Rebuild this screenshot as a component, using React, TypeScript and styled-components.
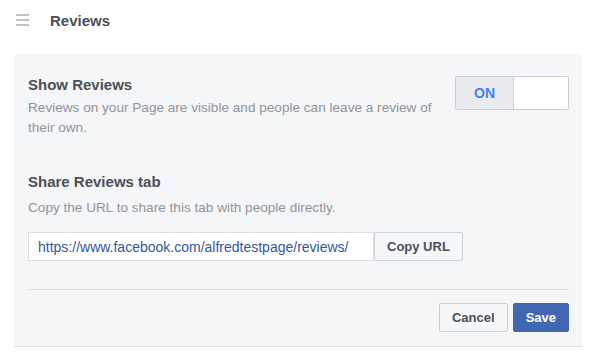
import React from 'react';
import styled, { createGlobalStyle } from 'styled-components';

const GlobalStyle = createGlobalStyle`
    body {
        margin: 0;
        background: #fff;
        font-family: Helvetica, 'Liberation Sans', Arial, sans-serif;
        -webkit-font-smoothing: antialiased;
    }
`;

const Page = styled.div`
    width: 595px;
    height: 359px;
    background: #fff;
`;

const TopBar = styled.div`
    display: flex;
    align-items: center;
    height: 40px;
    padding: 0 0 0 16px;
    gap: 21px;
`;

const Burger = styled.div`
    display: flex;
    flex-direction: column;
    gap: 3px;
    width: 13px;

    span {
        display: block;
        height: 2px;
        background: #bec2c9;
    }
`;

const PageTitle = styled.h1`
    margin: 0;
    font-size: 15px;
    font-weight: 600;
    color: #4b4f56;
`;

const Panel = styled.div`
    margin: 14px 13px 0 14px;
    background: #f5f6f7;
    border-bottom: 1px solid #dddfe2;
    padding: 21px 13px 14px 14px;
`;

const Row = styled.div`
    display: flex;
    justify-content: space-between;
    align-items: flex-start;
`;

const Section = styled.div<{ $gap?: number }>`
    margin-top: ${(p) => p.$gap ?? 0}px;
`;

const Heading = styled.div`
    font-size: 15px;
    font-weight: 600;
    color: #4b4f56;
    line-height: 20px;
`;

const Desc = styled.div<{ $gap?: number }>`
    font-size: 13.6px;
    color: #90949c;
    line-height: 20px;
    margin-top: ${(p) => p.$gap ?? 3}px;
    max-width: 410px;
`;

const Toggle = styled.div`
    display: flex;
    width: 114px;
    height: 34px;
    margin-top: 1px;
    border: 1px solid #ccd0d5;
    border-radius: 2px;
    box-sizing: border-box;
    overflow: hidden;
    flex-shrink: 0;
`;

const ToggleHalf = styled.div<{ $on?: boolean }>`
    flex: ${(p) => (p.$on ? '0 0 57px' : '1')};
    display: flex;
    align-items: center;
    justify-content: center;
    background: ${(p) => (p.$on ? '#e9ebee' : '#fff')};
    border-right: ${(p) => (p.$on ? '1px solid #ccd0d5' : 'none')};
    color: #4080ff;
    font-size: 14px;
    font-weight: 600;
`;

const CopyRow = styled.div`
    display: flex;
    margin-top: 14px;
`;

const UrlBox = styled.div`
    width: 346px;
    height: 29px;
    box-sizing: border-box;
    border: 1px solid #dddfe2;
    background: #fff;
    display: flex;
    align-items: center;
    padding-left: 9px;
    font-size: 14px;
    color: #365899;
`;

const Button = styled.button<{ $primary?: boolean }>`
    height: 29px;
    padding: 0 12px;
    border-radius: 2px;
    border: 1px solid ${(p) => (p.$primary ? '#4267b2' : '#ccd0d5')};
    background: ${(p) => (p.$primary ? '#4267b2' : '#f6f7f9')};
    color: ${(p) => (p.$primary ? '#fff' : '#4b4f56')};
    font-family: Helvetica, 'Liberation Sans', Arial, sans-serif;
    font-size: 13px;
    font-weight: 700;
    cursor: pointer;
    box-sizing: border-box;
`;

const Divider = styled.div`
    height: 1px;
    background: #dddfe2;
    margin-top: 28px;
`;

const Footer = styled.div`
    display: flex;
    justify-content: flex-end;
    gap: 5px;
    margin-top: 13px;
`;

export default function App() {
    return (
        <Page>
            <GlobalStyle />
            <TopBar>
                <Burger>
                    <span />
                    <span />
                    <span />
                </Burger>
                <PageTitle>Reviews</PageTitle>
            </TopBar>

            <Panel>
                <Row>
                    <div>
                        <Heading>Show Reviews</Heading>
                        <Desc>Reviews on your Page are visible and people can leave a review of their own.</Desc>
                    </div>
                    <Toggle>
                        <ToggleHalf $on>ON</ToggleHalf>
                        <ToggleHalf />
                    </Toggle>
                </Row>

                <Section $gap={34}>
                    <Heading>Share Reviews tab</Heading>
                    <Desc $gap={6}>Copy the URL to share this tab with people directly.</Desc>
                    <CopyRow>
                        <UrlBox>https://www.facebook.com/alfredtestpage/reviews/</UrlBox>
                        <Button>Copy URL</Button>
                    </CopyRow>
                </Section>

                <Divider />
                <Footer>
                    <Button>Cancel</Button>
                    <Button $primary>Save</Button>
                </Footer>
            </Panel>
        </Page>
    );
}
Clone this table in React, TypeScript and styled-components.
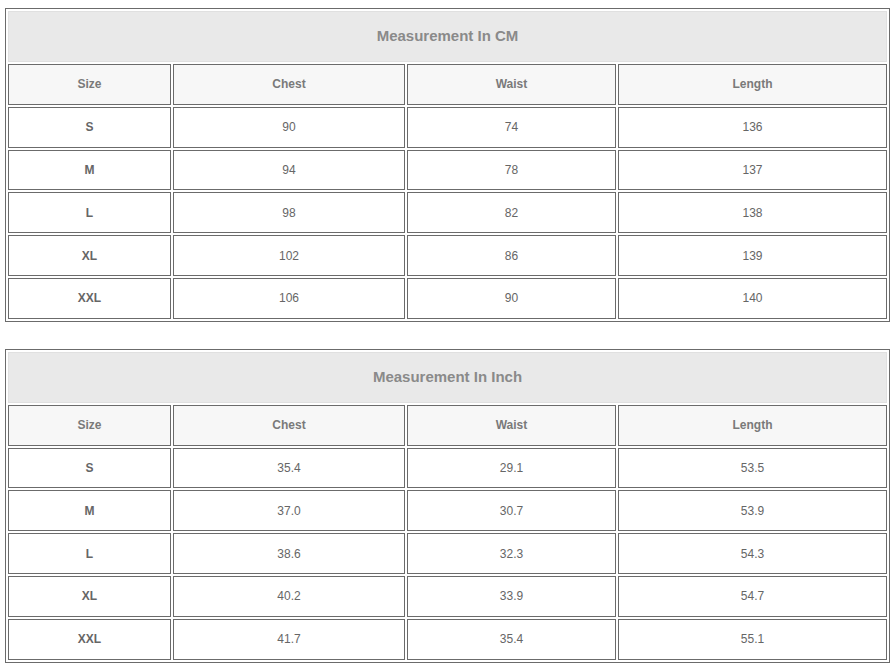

• EXERCISE PROMPT:
Transcribe every line in the entries above, taking out only the images.

• COMPLETE ANSWER:
Rebuild this screenshot as a component, using React, TypeScript and styled-components.
import React from 'react';
import styled, { createGlobalStyle } from 'styled-components';

const GlobalStyle = createGlobalStyle`
    body {
        margin: 0;
        background: #fff;
        font-family: Helvetica, 'Liberation Sans', Arial, sans-serif;
        -webkit-font-smoothing: antialiased;
    }
`;

const Page = styled.div`
    width: 595px;
    height: 359px;
    background: #fff;
`;

const TopBar = styled.div`
    display: flex;
    align-items: center;
    height: 40px;
    padding: 0 0 0 16px;
    gap: 21px;
`;

const Burger = styled.div`
    display: flex;
    flex-direction: column;
    gap: 3px;
    width: 13px;

    span {
        display: block;
        height: 2px;
        background: #bec2c9;
    }
`;

const PageTitle = styled.h1`
    margin: 0;
    font-size: 15px;
    font-weight: 600;
    color: #4b4f56;
`;

const Panel = styled.div`
    margin: 14px 13px 0 14px;
    background: #f5f6f7;
    border-bottom: 1px solid #dddfe2;
    padding: 21px 13px 14px 14px;
`;

const Row = styled.div`
    display: flex;
    justify-content: space-between;
    align-items: flex-start;
`;

const Section = styled.div<{ $gap?: number }>`
    margin-top: ${(p) => p.$gap ?? 0}px;
`;

const Heading = styled.div`
    font-size: 15px;
    font-weight: 600;
    color: #4b4f56;
    line-height: 20px;
`;

const Desc = styled.div<{ $gap?: number }>`
    font-size: 13.6px;
    color: #90949c;
    line-height: 20px;
    margin-top: ${(p) => p.$gap ?? 3}px;
    max-width: 410px;
`;

const Toggle = styled.div`
    display: flex;
    width: 114px;
    height: 34px;
    margin-top: 1px;
    border: 1px solid #ccd0d5;
    border-radius: 2px;
    box-sizing: border-box;
    overflow: hidden;
    flex-shrink: 0;
`;

const ToggleHalf = styled.div<{ $on?: boolean }>`
    flex: ${(p) => (p.$on ? '0 0 57px' : '1')};
    display: flex;
    align-items: center;
    justify-content: center;
    background: ${(p) => (p.$on ? '#e9ebee' : '#fff')};
    border-right: ${(p) => (p.$on ? '1px solid #ccd0d5' : 'none')};
    color: #4080ff;
    font-size: 14px;
    font-weight: 600;
`;

const CopyRow = styled.div`
    display: flex;
    margin-top: 14px;
`;

const UrlBox = styled.div`
    width: 346px;
    height: 29px;
    box-sizing: border-box;
    border: 1px solid #dddfe2;
    background: #fff;
    display: flex;
    align-items: center;
    padding-left: 9px;
    font-size: 14px;
    color: #365899;
`;

const Button = styled.button<{ $primary?: boolean }>`
    height: 29px;
    padding: 0 12px;
    border-radius: 2px;
    border: 1px solid ${(p) => (p.$primary ? '#4267b2' : '#ccd0d5')};
    background: ${(p) => (p.$primary ? '#4267b2' : '#f6f7f9')};
    color: ${(p) => (p.$primary ? '#fff' : '#4b4f56')};
    font-family: Helvetica, 'Liberation Sans', Arial, sans-serif;
    font-size: 13px;
    font-weight: 700;
    cursor: pointer;
    box-sizing: border-box;
`;

const Divider = styled.div`
    height: 1px;
    background: #dddfe2;
    margin-top: 28px;
`;

const Footer = styled.div`
    display: flex;
    justify-content: flex-end;
    gap: 5px;
    margin-top: 13px;
`;

export default function App() {
    return (
        <Page>
            <GlobalStyle />
            <TopBar>
                <Burger>
                    <span />
                    <span />
                    <span />
                </Burger>
                <PageTitle>Reviews</PageTitle>
            </TopBar>

            <Panel>
                <Row>
                    <div>
                        <Heading>Show Reviews</Heading>
                        <Desc>Reviews on your Page are visible and people can leave a review of their own.</Desc>
                    </div>
                    <Toggle>
                        <ToggleHalf $on>ON</ToggleHalf>
                        <ToggleHalf />
                    </Toggle>
                </Row>

                <Section $gap={34}>
                    <Heading>Share Reviews tab</Heading>
                    <Desc $gap={6}>Copy the URL to share this tab with people directly.</Desc>
                    <CopyRow>
                        <UrlBox>https://www.facebook.com/alfredtestpage/reviews/</UrlBox>
                        <Button>Copy URL</Button>
                    </CopyRow>
                </Section>

                <Divider />
                <Footer>
                    <Button>Cancel</Button>
                    <Button $primary>Save</Button>
                </Footer>
            </Panel>
        </Page>
    );
}
Clone this table in React, TypeScript and styled-components.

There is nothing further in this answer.